4 The popular Amazonian plant, known for its anaesthetising and aphrodisiac qualities.
5 Traditional music from Guine Bissau. See album ‘Acoustic Africa’ in the Putumayo series.
6 Vale S.A, once the Sweet River Valley Company on the Doce River, Minas Gerais, now a Brazilian multinational corporation engaged in metals and mining and one of the largest logistics operators in Brazil. Vale is the largest producer of iron ore and nickel in the world. It also produces manganese, ferroalloys, copper, bauxite, potash, kaolin, and cobalt, currently operating nine hydroelectricity plants, and a large network of railroads, ships, and ports used to transport its products. The company has had two catastrophic tailings dam failures in Brazil: Mariana, in 2015, and Brumadinho, in 2019. Vale is considered the most valuable company in Latin America, with an estimated market value of US$ 111 billion in 2021.

Amazon Diary

Dan Baron Cohen Amazon Diary

Dan Baron is a performance educator, living in the Amazonian afro-indigenous community of Cabelo Seco, Pará.

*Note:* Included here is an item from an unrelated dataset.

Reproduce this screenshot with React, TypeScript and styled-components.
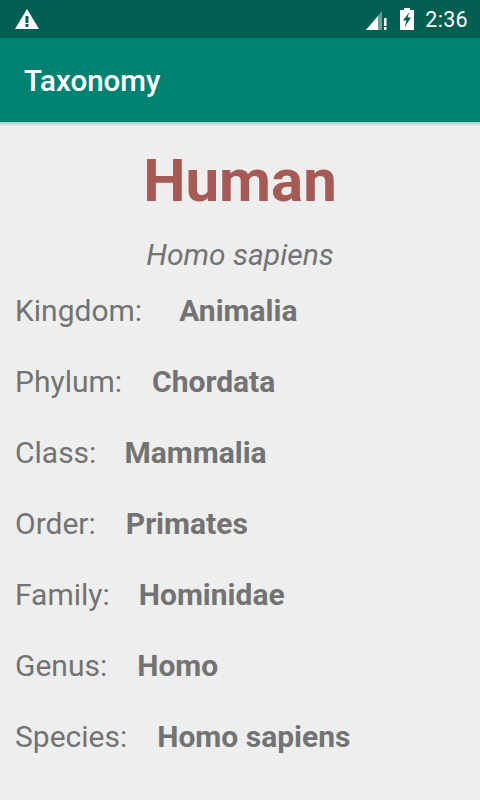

After doctoral research into ‘theatre as education’ at Oxford University, Dan began his ‘transformance’ project in Manchester, moving to Derry in 1988, to the Rhondda in 1994. and, in 1998, to Brazil. Collaborations with at-risk landless, indigenous, trade union and school communities, generated collective performances, murals, sculptures, and in 2008, the Amazonian Rivers of Meeting project. In 2012, Dan co-founded its Community University of the Rivers with the AfroRaiz Collective. As Chair of the World Alliance for Arts Education (2006-10), and member of the World Social Forum international council, Dan advocated arts education for sustainable futures. Dan publications include ‘Theatre of Self-Determination’ (Derry, 2001), ‘Cultural Literacy’ (São Paulo, 2004), ‘Harvest in Times of Drought’ (Marabá, 2011), and numerous essays.